Love a straight, sleek look? Tired of dealing with straightening sessions that make your hair frizz back up within a matter of hours or even minutes? Whether you have curly, wavy, or kinky hair, or even straight hair that you really want to make bone straight, here’s a simple guide on how to straighten hair that’ll guarantee you those results you’re looking for.
Before you start straightening hair, you will need:
- A wide-tooth comb
- A fine-tooth comb
- Heat protectant spray, creams or serums.
- Leave-in conditioner
- Blow dryer
- Flat iron – Hair Straightener or other hair tools
- Oil of your choice (optional)
Hair products labeled “smoothing” could help your hair strands by providing moisture and make hair easier to straighten. Now that you’ve got everything you need to start the process, let’s go on to step one!

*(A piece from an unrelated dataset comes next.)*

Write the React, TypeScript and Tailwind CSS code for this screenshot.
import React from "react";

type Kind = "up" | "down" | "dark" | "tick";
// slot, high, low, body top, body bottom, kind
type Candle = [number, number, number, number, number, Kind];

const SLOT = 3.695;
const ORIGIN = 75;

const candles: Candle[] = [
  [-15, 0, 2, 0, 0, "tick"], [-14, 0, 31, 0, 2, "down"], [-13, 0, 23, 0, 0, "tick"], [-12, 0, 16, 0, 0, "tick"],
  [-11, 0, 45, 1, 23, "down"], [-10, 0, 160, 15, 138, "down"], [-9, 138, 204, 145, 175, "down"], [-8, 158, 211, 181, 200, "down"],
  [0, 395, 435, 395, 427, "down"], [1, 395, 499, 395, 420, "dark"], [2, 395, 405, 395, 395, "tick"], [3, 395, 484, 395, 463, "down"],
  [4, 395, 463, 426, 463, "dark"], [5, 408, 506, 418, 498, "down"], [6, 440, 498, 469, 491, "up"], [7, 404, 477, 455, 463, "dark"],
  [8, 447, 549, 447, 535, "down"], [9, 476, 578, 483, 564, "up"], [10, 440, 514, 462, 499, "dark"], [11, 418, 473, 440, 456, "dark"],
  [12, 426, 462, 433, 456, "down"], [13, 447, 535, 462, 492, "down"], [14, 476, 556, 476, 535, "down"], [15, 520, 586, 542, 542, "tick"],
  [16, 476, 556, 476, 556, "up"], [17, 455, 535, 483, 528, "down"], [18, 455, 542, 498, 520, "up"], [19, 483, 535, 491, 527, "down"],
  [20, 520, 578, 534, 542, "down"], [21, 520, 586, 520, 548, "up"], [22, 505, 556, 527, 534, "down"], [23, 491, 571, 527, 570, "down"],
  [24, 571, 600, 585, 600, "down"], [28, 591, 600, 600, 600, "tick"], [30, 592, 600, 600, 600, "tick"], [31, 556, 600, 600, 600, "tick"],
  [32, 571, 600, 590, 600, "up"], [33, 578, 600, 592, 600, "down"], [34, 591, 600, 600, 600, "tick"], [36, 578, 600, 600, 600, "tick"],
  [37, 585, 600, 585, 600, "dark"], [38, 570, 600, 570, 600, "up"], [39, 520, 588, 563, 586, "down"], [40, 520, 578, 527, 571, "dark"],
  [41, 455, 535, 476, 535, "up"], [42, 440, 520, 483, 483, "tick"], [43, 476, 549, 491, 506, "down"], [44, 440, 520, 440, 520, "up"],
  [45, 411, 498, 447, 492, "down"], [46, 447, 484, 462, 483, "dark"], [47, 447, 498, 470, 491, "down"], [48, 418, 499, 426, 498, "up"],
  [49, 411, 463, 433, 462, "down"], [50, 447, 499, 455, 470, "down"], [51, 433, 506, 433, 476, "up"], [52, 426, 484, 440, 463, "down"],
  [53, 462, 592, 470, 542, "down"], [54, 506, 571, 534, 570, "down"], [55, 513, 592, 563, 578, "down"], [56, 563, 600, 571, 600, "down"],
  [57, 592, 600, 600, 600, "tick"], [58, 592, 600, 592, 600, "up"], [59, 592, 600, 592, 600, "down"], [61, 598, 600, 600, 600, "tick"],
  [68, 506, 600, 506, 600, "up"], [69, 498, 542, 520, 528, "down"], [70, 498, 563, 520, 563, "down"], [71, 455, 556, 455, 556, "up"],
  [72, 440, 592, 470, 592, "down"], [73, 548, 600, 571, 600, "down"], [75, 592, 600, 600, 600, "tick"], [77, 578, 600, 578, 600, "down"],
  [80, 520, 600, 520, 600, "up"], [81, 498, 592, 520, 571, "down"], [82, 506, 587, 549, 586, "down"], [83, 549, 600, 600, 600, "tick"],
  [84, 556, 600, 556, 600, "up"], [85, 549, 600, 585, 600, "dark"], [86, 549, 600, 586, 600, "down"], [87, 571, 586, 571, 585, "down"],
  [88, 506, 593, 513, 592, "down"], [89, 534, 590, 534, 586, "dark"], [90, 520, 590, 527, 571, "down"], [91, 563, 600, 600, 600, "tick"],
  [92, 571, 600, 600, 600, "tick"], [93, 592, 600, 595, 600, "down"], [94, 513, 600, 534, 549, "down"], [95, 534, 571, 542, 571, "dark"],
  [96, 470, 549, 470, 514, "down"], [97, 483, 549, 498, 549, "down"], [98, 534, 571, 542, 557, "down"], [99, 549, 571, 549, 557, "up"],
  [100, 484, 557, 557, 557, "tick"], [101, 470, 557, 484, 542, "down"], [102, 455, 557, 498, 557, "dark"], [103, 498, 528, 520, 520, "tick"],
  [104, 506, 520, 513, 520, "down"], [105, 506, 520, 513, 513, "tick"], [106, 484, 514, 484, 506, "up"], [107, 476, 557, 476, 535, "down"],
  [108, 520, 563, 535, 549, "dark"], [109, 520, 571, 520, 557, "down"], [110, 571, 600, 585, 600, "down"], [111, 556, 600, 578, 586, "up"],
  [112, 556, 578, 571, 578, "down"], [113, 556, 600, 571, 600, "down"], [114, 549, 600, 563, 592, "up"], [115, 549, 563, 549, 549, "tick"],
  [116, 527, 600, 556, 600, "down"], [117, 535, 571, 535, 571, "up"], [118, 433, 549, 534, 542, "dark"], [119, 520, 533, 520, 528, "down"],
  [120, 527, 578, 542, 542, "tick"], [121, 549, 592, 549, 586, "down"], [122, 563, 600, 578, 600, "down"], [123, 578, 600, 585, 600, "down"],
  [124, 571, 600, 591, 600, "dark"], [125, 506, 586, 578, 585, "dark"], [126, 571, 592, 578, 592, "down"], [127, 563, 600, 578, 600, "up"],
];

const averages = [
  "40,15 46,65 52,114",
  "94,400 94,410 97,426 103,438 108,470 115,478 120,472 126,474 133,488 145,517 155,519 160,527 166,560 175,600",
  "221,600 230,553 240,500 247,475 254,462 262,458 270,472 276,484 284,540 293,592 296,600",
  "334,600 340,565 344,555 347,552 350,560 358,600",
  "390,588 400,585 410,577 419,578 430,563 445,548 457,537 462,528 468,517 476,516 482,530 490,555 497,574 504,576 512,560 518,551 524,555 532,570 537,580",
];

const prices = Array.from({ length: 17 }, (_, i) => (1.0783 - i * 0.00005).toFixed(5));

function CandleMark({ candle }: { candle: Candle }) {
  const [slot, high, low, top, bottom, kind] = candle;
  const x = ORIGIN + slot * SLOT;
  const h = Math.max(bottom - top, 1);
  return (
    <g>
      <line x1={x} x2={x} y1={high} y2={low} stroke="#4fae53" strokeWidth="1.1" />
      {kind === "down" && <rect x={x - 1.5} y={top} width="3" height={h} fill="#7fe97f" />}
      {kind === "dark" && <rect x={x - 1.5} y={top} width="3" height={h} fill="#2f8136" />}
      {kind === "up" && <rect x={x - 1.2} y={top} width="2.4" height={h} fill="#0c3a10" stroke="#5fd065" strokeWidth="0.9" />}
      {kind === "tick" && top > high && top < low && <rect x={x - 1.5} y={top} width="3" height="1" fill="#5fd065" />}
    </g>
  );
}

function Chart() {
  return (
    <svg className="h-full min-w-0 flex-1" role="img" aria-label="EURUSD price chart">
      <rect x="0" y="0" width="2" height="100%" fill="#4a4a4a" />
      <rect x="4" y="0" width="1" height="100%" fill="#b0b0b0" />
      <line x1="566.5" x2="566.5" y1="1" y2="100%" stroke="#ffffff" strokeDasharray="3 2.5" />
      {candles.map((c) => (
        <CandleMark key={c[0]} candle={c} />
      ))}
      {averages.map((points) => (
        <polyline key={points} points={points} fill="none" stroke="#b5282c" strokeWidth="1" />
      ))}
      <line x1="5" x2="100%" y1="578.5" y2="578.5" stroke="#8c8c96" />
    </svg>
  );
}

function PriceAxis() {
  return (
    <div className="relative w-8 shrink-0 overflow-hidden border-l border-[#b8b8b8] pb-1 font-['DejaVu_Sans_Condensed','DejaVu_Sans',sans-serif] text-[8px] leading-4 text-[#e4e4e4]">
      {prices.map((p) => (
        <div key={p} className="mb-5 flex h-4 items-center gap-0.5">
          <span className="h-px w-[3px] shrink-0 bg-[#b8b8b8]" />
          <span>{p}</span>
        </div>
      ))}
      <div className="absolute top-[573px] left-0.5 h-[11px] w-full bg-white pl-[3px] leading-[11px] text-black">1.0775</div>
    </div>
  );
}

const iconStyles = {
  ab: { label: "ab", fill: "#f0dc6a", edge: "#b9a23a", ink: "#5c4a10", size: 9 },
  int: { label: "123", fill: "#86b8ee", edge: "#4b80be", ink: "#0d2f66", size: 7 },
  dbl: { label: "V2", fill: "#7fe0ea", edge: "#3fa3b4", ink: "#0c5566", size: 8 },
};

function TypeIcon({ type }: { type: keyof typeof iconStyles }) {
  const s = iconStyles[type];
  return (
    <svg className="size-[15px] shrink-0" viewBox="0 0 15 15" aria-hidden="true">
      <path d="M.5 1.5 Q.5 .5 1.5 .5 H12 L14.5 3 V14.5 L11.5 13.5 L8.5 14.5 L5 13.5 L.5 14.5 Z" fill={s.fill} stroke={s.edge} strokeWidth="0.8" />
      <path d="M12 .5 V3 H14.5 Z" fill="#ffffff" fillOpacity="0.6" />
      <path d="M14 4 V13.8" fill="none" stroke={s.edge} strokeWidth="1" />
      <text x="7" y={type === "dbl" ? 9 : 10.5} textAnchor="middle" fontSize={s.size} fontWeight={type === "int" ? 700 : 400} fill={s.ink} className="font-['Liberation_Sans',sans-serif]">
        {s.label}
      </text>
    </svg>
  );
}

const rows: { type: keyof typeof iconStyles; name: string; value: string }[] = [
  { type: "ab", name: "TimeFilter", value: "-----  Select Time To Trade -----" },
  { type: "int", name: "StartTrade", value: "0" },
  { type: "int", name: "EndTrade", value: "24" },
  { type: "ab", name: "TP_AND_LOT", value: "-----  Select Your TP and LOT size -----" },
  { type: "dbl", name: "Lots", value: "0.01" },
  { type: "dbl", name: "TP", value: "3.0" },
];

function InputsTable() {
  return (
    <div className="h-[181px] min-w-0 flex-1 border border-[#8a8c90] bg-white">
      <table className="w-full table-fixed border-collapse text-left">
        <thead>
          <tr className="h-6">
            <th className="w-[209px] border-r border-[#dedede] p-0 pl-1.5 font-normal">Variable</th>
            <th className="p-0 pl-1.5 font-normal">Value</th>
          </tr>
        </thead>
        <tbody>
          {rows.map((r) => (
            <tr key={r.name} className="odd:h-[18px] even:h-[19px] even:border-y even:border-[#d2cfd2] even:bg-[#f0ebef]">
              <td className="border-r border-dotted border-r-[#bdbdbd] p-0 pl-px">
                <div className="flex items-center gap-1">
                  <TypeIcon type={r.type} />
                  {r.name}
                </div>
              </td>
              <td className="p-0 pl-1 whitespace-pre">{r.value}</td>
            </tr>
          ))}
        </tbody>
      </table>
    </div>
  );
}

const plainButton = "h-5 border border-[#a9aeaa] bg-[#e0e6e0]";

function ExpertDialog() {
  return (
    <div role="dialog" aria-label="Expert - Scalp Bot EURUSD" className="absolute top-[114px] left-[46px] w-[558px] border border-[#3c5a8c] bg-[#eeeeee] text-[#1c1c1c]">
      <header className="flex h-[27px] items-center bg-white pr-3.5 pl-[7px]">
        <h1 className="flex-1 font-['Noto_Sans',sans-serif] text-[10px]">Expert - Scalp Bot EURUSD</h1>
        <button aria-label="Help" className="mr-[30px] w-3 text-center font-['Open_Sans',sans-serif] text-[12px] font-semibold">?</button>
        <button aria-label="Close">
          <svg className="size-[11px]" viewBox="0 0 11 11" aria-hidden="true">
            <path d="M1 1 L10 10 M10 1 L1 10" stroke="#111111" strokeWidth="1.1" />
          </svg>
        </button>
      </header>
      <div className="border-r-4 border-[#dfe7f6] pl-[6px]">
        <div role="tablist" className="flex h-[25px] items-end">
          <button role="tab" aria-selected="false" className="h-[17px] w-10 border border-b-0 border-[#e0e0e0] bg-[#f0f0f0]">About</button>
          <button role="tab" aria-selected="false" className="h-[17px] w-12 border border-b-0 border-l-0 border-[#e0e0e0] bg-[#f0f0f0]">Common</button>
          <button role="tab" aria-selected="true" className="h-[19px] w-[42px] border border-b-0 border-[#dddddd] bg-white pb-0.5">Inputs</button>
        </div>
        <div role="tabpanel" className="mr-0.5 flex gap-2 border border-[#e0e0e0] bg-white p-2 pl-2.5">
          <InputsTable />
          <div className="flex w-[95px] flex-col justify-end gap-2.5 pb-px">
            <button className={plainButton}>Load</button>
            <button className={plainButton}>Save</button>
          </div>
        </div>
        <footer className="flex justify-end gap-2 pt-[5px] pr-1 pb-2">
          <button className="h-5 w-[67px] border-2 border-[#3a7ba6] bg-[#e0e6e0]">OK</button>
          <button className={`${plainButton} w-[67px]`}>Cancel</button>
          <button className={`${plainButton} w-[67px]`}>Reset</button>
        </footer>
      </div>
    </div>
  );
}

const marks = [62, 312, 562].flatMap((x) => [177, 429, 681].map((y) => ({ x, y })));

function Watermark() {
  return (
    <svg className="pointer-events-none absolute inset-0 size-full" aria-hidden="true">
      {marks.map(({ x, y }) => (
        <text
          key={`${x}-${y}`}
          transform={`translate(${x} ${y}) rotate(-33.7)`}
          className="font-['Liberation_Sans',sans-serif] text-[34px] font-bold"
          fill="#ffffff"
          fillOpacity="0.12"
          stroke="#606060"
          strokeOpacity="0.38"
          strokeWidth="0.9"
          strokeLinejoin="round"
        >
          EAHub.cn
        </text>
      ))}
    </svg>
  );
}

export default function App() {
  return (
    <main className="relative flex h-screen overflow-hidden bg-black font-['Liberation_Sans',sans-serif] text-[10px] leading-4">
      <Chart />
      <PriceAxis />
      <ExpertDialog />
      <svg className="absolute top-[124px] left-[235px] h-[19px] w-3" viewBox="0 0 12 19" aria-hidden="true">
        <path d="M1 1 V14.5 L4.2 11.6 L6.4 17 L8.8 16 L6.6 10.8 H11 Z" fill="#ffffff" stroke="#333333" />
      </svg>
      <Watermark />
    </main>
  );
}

Wash, condition and deep condition your hair well
You don’t have to wash your hair on the same day that you straighten it, but a day before it is ideal. Straightening produces the best results when it’s done on clean hair. Clean your hair as you usually do, whether you shampoo or co-wash.
If you’re shampooing, it’s best that you use a gentle, sulfate-free shampoo on your hair. Normal sulfate shampoos strip the hair of too much of its natural oils, leaving it dry, tangled and damaged, prone to heat damage. Make sure you clean your hair well, leaving no traces of dirt or product residue behind.

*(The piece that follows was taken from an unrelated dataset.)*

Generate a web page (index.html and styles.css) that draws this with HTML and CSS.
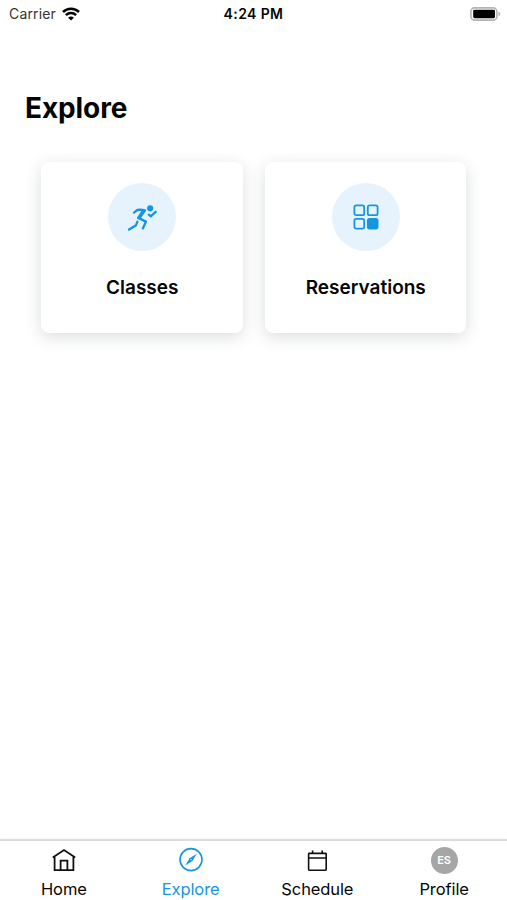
FILE: index.html
```html
<!DOCTYPE html>
<html lang="en">

<head>
  <meta charset="UTF-8">
  <meta name="viewport" content="width=device-width, initial-scale=1.0">
  <title>Explore</title>
  <link rel="stylesheet" href="styles.css">
</head>

<body>

  <header class="status-bar">
    <div class="carrier">
      <span class="carrier-name">Carrier</span>
      <svg class="wifi" width="18" height="14" viewBox="0 0 18 14">
        <path d="M1 5a11.5 11.5 0 0 1 16 0M3.9 8.2a7.3 7.3 0 0 1 10.2 0" fill="none" stroke="#000" stroke-width="2.5" />
        <path d="M9 13.6L6.1 10.8a4.2 4.2 0 0 1 5.8 0z" />
      </svg>
    </div>
    <span class="time">4:24 PM</span>
    <svg class="battery" width="31" height="14" viewBox="0 0 31 14">
      <rect x=".9" y=".9" width="26" height="12.2" rx="3.6" fill="#fff" stroke="#b4b4b4" stroke-width="1.6" />
      <rect x="3.2" y="2.8" width="21.8" height="8.4" rx="1.4" />
      <path d="M28.5 4.8q1.8 .6 1.8 2.2t-1.8 2.2z" fill="#b4b4b4" />
    </svg>
  </header>

  <main class="content">
    <h1>Explore</h1>

    <div class="cards">
      <a class="card">
        <span class="card-icon">
          <svg width="30" height="30" viewBox="0 0 30 30" fill="none" stroke="#1696e0" stroke-width="2.3" stroke-linecap="round" stroke-linejoin="round">
            <circle cx="23.2" cy="6.3" r="3.1" fill="#1696e0" stroke="none" />
            <path d="M7 10.6l3.4-2.6q3.6-.7 7.6.4l-5.6 8 6.6 3.2-3.2 6.8" />
            <path d="M16.2 9.2l-4.6 6.6" stroke-width="3.2" />
            <path d="M10.4 19.6l-1.6 4-6.8 4" />
            <path d="M21.8 12.7l2 1.7 4.9-4.6" />
          </svg>
        </span>
        <span class="card-title">Classes</span>
      </a>
      <a class="card">
        <span class="card-icon">
          <svg width="26" height="26" viewBox="0 0 26 26" fill="none" stroke="#1696e0" stroke-width="1.8">
            <rect x="1.4" y="1.4" width="9.8" height="9.8" rx="1.8" />
            <rect x="14.8" y="1.4" width="9.8" height="9.8" rx="1.8" />
            <rect x="1.4" y="14.8" width="9.8" height="9.8" rx="1.8" />
            <rect x="14.8" y="14.8" width="9.8" height="9.8" rx="1.8" fill="#1696e0" />
          </svg>
        </span>
        <span class="card-title">Reservations</span>
      </a>
    </div>
  </main>

  <nav class="tab-bar">
    <a class="tab">
      <span class="tab-icon">
        <svg width="26" height="26" viewBox="0 0 26 26" fill="none" stroke="#111" stroke-width="1.8">
          <path d="M1.8 10.4L13 3l11.2 7.4M3.6 9.4v13.8h18.8V9.4" />
          <path d="M9.6 23.2V13.6h6.8v9.6" />
        </svg>
      </span>
      <span>Home</span>
    </a>
    <a class="tab active">
      <span class="tab-icon">
        <svg width="26" height="26" viewBox="0 0 26 26">
          <circle cx="13" cy="12.6" r="11" fill="none" stroke="#1696e0" stroke-width="1.6" />
          <path d="M18.8 6.8l-4.4 7.2-7.2 4.4 4.4-7.2z" fill="#1696e0" />
          <circle cx="13" cy="12.6" r=".7" fill="#fff" />
        </svg>
      </span>
      <span>Explore</span>
    </a>
    <a class="tab">
      <span class="tab-icon">
        <svg width="26" height="26" viewBox="0 0 26 26" fill="none" stroke="#111" stroke-width="1.6">
          <rect x="4.6" y="6.4" width="17.6" height="16.8" rx=".6" />
          <path d="M4.6 11h17.6M8.6 3.4v3.4M18.2 3.4v3.4" />
        </svg>
      </span>
      <span>Schedule</span>
    </a>
    <a class="tab">
      <span class="tab-icon">
        <span class="avatar">ES</span>
      </span>
      <span>Profile</span>
    </a>
  </nav>

</body>

</html>
```
FILE: styles.css
```css
* {
  box-sizing: border-box;
}

body {
  display: flex;
  flex-direction: column;
  height: 100vh;
  margin: 0;
  background-color: #fff;
  color: #050505;
  font-family: Inter, "Liberation Sans", sans-serif;
}

svg {
  display: block;
}

.status-bar {
  display: grid;
  grid-template-columns: 1fr auto 1fr;
  align-items: center;
  height: 27px;
  padding: 0 6px 0 9px;
  font-size: 14px;
}

.carrier {
  display: flex;
  align-items: center;
  gap: 6px;
}

.carrier-name {
  color: #333;
  letter-spacing: 0.15px;
}

.time {
  padding-right: 3px;
  font-weight: 600;
  letter-spacing: 0.4px;
}

.battery {
  justify-self: end;
}

.content {
  flex: 1;
  padding: 63px 25px 0;
}

h1 {
  margin: 0;
  font-size: 28px;
  line-height: 36px;
  font-weight: 700;
  letter-spacing: -0.1px;
}

.cards {
  display: grid;
  grid-template-columns: 1fr 1fr;
  gap: 22px;
  margin-top: 36px;
  padding: 0 16px;
}

.card {
  display: flex;
  flex-direction: column;
  align-items: center;
  height: 171px;
  padding: 21px 0 0 1px;
  border-radius: 8px;
  background-color: #fff;
  box-shadow: 0 4px 16px rgba(40, 55, 55, 0.17);
}

.card-icon {
  display: flex;
  align-items: center;
  justify-content: center;
  width: 68px;
  height: 68px;
  border-radius: 50%;
  background-color: #e6f3fd;
}

.card-title {
  margin-top: 24px;
  font-size: 19px;
  line-height: 26px;
  font-weight: 600;
}

.tab-bar {
  display: grid;
  grid-template-columns: repeat(4, 1fr);
  height: 61px;
  border-top: 2px solid #dcdcdc;
  box-shadow: 0 -1px 3px rgba(0, 0, 0, 0.04);
}

.tab {
  display: flex;
  flex-direction: column;
  align-items: center;
  padding: 5px 0 0 1px;
  font-size: 16.5px;
  line-height: 20px;
  letter-spacing: -0.1px;
}

.tab.active {
  color: #1696e0;
}

.tab-icon {
  display: flex;
  align-items: center;
  height: 28px;
  margin-bottom: 5px;
}

.avatar {
  width: 27px;
  height: 27px;
  border-radius: 50%;
  background-color: #a6a6a6;
  color: #fff;
  font-size: 11px;
  line-height: 27px;
  font-weight: 600;
  text-align: center;
}
```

Condition with a great rinse-out conditioner. Ones with silicone are great to begin the process of protecting your hair from the heat of the hair straightener. Optional, but a great tip: comb your hair out when it’s covered in conditioner or deep conditioner. It’ll make the process a lot smoother, but you can also do it later on, if you wish.
It’s also recommended that you deep condition your hair. Adding moisture before blow-drying is crucial to great results, so slather on that deep conditioner or mask and sit under a hooded dryer for about fifteen minutes.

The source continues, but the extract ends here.